What are you talking about? Identities can be placed to words on the net.
That's the whole idea; desensitizing information so as to make it globally
accessible allows much easier intelligence gathering, and similar
identification of who's who. The left should be scared to go on-line 'cause
it's as if they were holding clandestine meetings on the pentagon's own
irc channel.

"Particularly, you have to get used to the unrestarained freedom of the 
Net. And that freedom has produced considerable uneasiness, especially 
when it comes to hate and porn."

Is the "left" scared of dialogue and the real world?
They're certainly being presented as such, although I would like to hope
otherwise.

When I first received a copy of Clive's article I was immediately drawn
to writing a critique. It seemed as if there was so much that he had left
out, and so much that seemed to qualify as necessary illusions.

The images Clive used were drawn directly from what I and I try to describe
as the corporate consciousness, or the collective consciousness that is
dominated by corporate imagery and symbolism.
So from the get-go the article could not have accomplished anything besides
perpetuation of the corporate joke, the mirage of approaching liberation
and freedom.

Clive quotes the founder of the Toronto FreeNet referring to the Internet:

"It's partially transformative. People will soften on their positions. It 
almost requires you to listen and reflect."

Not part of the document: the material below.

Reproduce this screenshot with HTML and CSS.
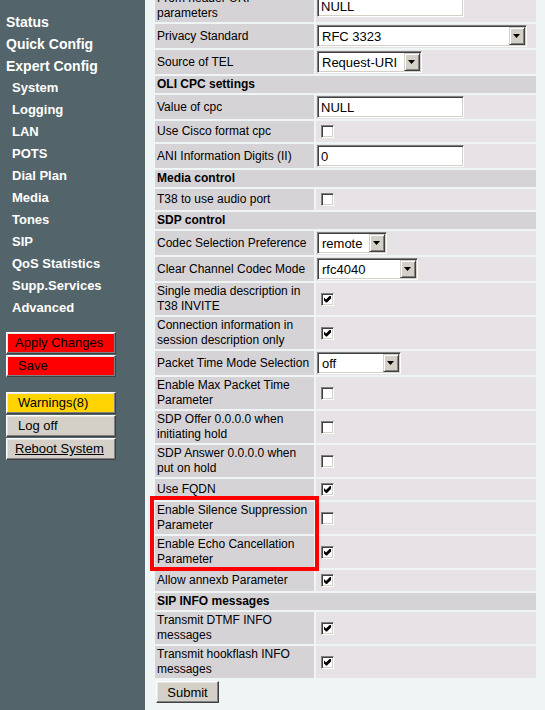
FILE: index.html
```html
<!DOCTYPE html>
<html lang="en">
<head>
    <meta charset="UTF-8">
    <meta name="viewport" content="width=device-width, initial-scale=1.0">
    <title>Expert Config - SIP</title>
    <link rel="stylesheet" href="styles.css">
</head>
<body>
    <div id="wrap">
        <!-- left menu frame -->
        <div id="nav">
            <ul class="menu">
                <li class="top"><a href="#">Status</a></li>
                <li class="top"><a href="#">Quick Config</a></li>
                <li class="top"><a href="#">Expert Config</a></li>
                <li><a href="#">System</a></li>
                <li><a href="#">Logging</a></li>
                <li><a href="#">LAN</a></li>
                <li><a href="#">POTS</a></li>
                <li><a href="#">Dial Plan</a></li>
                <li><a href="#">Media</a></li>
                <li><a href="#">Tones</a></li>
                <li><a href="#">SIP</a></li>
                <li><a href="#">QoS Statistics</a></li>
                <li><a href="#">Supp.Services</a></li>
                <li><a href="#">Advanced</a></li>
            </ul>
            <div class="actions">
                <button class="btn btn-red">Apply Changes</button>
                <button class="btn btn-red ind">Save</button>
            </div>
            <div class="actions">
                <button class="btn btn-yellow ind">Warnings(8)</button>
                <button class="btn ind">Log off</button>
                <a href="#" class="btn link">Reboot System</a>
            </div>
        </div>

        <!-- right content frame (scrolled down a bit) -->
        <div id="main">
            <form class="page" action="">
                <table class="cfg">
                    <tr>
                        <td class="lbl">From header URI parameters</td>
                        <td class="val"><input class="txt" type="text" value="NULL"></td>
                    </tr>
                    <tr>
                        <td class="lbl">Privacy Standard</td>
                        <td class="val">
                            <span class="sel sel-privacy"><select><option>RFC 3323</option><option>RFC 3325</option></select><span class="arr"></span></span>
                        </td>
                    </tr>
                    <tr>
                        <td class="lbl">Source of TEL</td>
                        <td class="val">
                            <span class="sel sel-uri"><select><option>Request-URI</option><option>To</option></select><span class="arr"></span></span>
                        </td>
                    </tr>
                    <tr><th colspan="2">OLI CPC settings</th></tr>
                    <tr>
                        <td class="lbl">Value of cpc</td>
                        <td class="val"><input class="txt" type="text" value="NULL"></td>
                    </tr>
                    <tr>
                        <td class="lbl">Use Cisco format cpc</td>
                        <td class="val"><input class="cb" type="checkbox"></td>
                    </tr>
                    <tr>
                        <td class="lbl">ANI Information Digits (II)</td>
                        <td class="val"><input class="txt" type="text" value="0"></td>
                    </tr>
                    <tr><th colspan="2">Media control</th></tr>
                    <tr>
                        <td class="lbl">T38 to use audio port</td>
                        <td class="val"><input class="cb" type="checkbox"></td>
                    </tr>
                    <tr><th colspan="2">SDP control</th></tr>
                    <tr>
                        <td class="lbl">Codec Selection Preference</td>
                        <td class="val">
                            <span class="sel sel-codec"><select><option>remote</option><option>local</option></select><span class="arr"></span></span>
                        </td>
                    </tr>
                    <tr>
                        <td class="lbl">Clear Channel Codec Mode</td>
                        <td class="val">
                            <span class="sel sel-clear"><select><option>rfc4040</option><option>none</option></select><span class="arr"></span></span>
                        </td>
                    </tr>
                    <tr>
                        <td class="lbl">Single media description in T38 INVITE</td>
                        <td class="val"><input class="cb" type="checkbox" checked></td>
                    </tr>
                    <tr>
                        <td class="lbl">Connection information in session description only</td>
                        <td class="val"><input class="cb" type="checkbox" checked></td>
                    </tr>
                    <tr>
                        <td class="lbl">Packet Time Mode Selection</td>
                        <td class="val">
                            <span class="sel sel-ptime"><select><option>off</option><option>on</option></select><span class="arr"></span></span>
                        </td>
                    </tr>
                    <tr>
                        <td class="lbl">Enable Max Packet Time Parameter</td>
                        <td class="val"><input class="cb" type="checkbox"></td>
                    </tr>
                    <tr>
                        <td class="lbl">SDP Offer 0.0.0.0 when initiating hold</td>
                        <td class="val"><input class="cb" type="checkbox"></td>
                    </tr>
                    <tr>
                        <td class="lbl">SDP Answer 0.0.0.0 when put on hold</td>
                        <td class="val"><input class="cb" type="checkbox"></td>
                    </tr>
                    <tr>
                        <td class="lbl">Use FQDN</td>
                        <td class="val"><input class="cb" type="checkbox" checked></td>
                    </tr>
                    <tr>
                        <td class="lbl">Enable Silence Suppression Parameter</td>
                        <td class="val"><input class="cb" type="checkbox"></td>
                    </tr>
                    <tr>
                        <td class="lbl">Enable Echo Cancellation Parameter</td>
                        <td class="val"><input class="cb" type="checkbox" checked></td>
                    </tr>
                    <tr>
                        <td class="lbl">Allow annexb Parameter</td>
                        <td class="val"><input class="cb" type="checkbox" checked></td>
                    </tr>
                    <tr><th colspan="2">SIP INFO messages</th></tr>
                    <tr>
                        <td class="lbl">Transmit DTMF INFO messages</td>
                        <td class="val"><input class="cb" type="checkbox" checked></td>
                    </tr>
                    <tr>
                        <td class="lbl">Transmit hookflash INFO messages</td>
                        <td class="val"><input class="cb" type="checkbox" checked></td>
                    </tr>
                </table>
                <input class="submit" type="submit" value="Submit">
            </form>
            <!-- highlight box -->
            <div class="mark"></div>
        </div>
    </div>
</body>
</html>
```

FILE: styles.css
```css
* {
    margin: 0;
    padding: 0;
    box-sizing: border-box;
}
a {
    text-decoration: none;
    color: inherit;
}
li {
    list-style: none;
}
body {
    background: #eef5f4;
    font-family: "Liberation Sans", Arial, sans-serif;
    overflow: hidden;
}
#wrap {
    display: flex;
    height: 710px;
}

/* left menu */
#nav {
    width: 145px;
    flex-shrink: 0;
    background: #53656a;
    padding-top: 11px;
}
.menu li {
    height: 22px;
    line-height: 22px;
    padding-left: 12px;
    font-size: 13px;
    font-weight: bold;
    color: #fff;
}
.menu li.top {
    padding-left: 6px;
    font-size: 14px;
}
.actions {
    display: flex;
    flex-direction: column;
    gap: 1px;
    padding-left: 6px;
    margin-top: 13px;
}
.actions + .actions {
    margin-top: 15px;
}
.btn {
    display: block;
    width: 110px;
    height: 22px;
    padding-left: 8px;
    text-align: left;
    font: 13px "Liberation Sans", Arial, sans-serif;
    line-height: 20px;
    color: #000;
    background: #d4d0c8;
    border: 1px solid;
    border-color: #fff #404040 #404040 #fff;
    box-shadow: inset -1px -1px #808080, inset 1px 1px #e8e6e2;
    cursor: pointer;
}
.btn.ind {
    padding-left: 11px;
}
.btn.link {
    text-decoration: underline;
}
.btn-red {
    background: #ff0000;
}
.btn-yellow {
    background: #ffd400;
}

/* right content */
#main {
    flex: 1;
    position: relative;
    overflow: hidden;
}
.page {
    margin-top: -12px;
    padding: 0 7px 0 8px;
}
.cfg {
    width: 385px;
    table-layout: fixed;
    border-spacing: 2px;
    font-size: 12px;
    line-height: 15px;
    color: #000;
}
.cfg th {
    text-align: left;
    font-weight: bold;
    background: #d6d3d7;
    padding: 1px 2px;
}
.cfg td {
    padding: 1px;
    vertical-align: middle;
}
.cfg td.lbl {
    width: 159px;
    padding: 1px 2px;
    background: #d6d3d7;
}
.cfg td.val {
    width: 220px;
    background: #e6e2e6;
}

/* sunken fields */
.txt,
.sel select {
    display: block;
    height: 22px;
    font: 13px "Liberation Sans", Arial, sans-serif;
    color: #000;
    background: #fff;
    border: 1px solid;
    border-color: #808080 #fff #fff #808080;
    box-shadow: inset 1px 1px #404040, inset -1px -1px #d4d0c8;
    border-radius: 0;
    outline: 0;
}
.txt {
    width: 147px;
    padding: 0 3px;
}
.sel {
    position: relative;
    display: block;
}
.sel select {
    width: 100%;
    -webkit-appearance: none;
    appearance: none;
    padding: 0 18px 0 4px;
}
.sel .arr {
    position: absolute;
    top: 2px;
    right: 2px;
    width: 16px;
    height: 18px;
    background: #d4d0c8;
    border: 1px solid;
    border-color: #d4d0c8 #404040 #404040 #d4d0c8;
    box-shadow: inset 1px 1px #fff, inset -1px -1px #808080;
    pointer-events: none;
}
.sel .arr::after {
    content: "";
    position: absolute;
    left: 3px;
    top: 6px;
    width: 7px;
    height: 4px;
    background: #000;
    clip-path: polygon(0 0, 100% 0, 50% 100%);
}
.sel-privacy { width: 210px; }
.sel-uri { width: 105px; }
.sel-codec { width: 70px; }
.sel-clear { width: 101px; }
.sel-ptime { width: 84px; }

.cb {
    display: block;
    position: relative;
    width: 13px;
    height: 13px;
    margin: 3px 4px;
    -webkit-appearance: none;
    appearance: none;
    background: #fff;
    border: 1px solid;
    border-color: #808080 #fff #fff #808080;
    box-shadow: inset 1px 1px #404040, inset -1px -1px #d4d0c8;
}
.cb:checked::after {
    content: "";
    position: absolute;
    left: 2px;
    top: 2px;
    width: 7px;
    height: 7px;
    background: #000;
    clip-path: polygon(0 2px, 2px 4px, 6px 0, 7px 0, 7px 3px, 3px 7px, 2px 7px, 0 5px);
}

.submit {
    display: block;
    margin: 1px 0 0 3px;
    width: 63px;
    height: 22px;
    font: 13px "Liberation Sans", Arial, sans-serif;
    color: #000;
    background: #d4d0c8;
    border: 1px solid;
    border-color: #fff #404040 #404040 #fff;
    box-shadow: inset -1px -1px #808080, inset 1px 1px #e8e6e2;
    cursor: pointer;
}

.mark {
    position: absolute;
    left: 5px;
    top: 496px;
    width: 169px;
    height: 75px;
    border: 4px solid #ff0000;
}
```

What is this guy talking about? The net is entirely transformative and
demands that you listen and reflect. Furthermore it is a process of
change driven by incredible forces of power.

This is of course the story we are not seeing in the mainstream press,
except of course in the Report On Business or other journals of pure
double-speak where the stories of mergers and markets dictates a
reality in sharp contrast of the capitalist utopia painted by WIRED.

It's tough to breathe when you're swamped with a constant flow of
rubbish and misinformation intended to keep you from seeing the truth
and seeing the reality of what is actually transpiring.

Take some time to think about it,
then take some time to do something about it.